AID0 is a joke anyways. Was used eons ago but not needed anymore. We have SSDs now and use those for speed. If you want speed, use an SSD. If you want a duplicate copy of something, use an external drive. There simply isn't a use for RAID at the home.
 
So, I created a 15 GB disk image and speed tested it on my hard drive. I got write speeds avg. 60 MB/s and read speeds avg. 60 MB/s. So then I took the image and placed it on a thumb drive. It read at the same speeds as the thumb drive which were 60 MB/s and 165 MB/s. So then I raided two 32 GB thumb drives and the writes went down from 60 to 40 but the reads went up to 310. So, then I copied the disk image from the 2 raided drives and copied it to a 64 bit drive. I opened the disk image from the thumb drive and speed tested it. It ran at the same speed as the 64 thumb drive. I also learned that you can RAID 0 disk images together to get one raided disk image. You can then copy that disk image to whatever drive you wish. You can also raid those raided images together.

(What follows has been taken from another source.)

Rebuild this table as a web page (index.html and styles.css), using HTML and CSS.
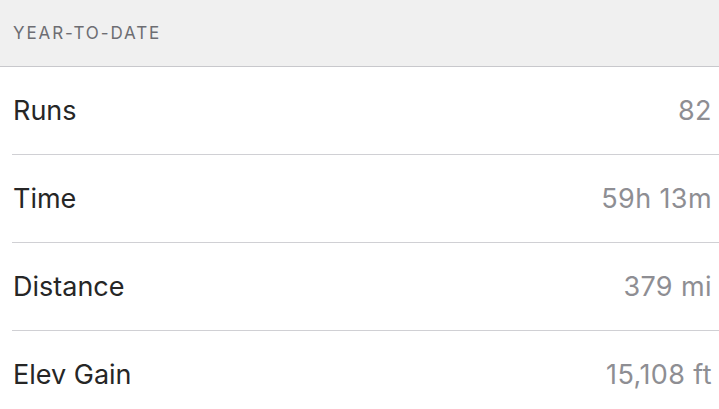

So, it would be interesting to see a couple of raided disk images on one drive raided to another set on another drive. Raiding the disk images is possible using the mdadm command in linux which i found out the the mdadm command can be used on a Unix system as well but I don't know if there are variations as to what it does on Unix vs. Linux. There is another program that raids together raid sets but it looked like a Windows program from the looks of it.

The infö can be found here------->https://askubuntu.com/questions/663027/create-raid-array-of-image-files
The info can be found here------->https://medium.com/dfclub/how-to-combine-raid-array-images-in-encase-836856cfd893

Also, I watched a youtube video about creating a ram disk. I wonder if it would be possible to create two ram disks and raid them together using the mdadm command.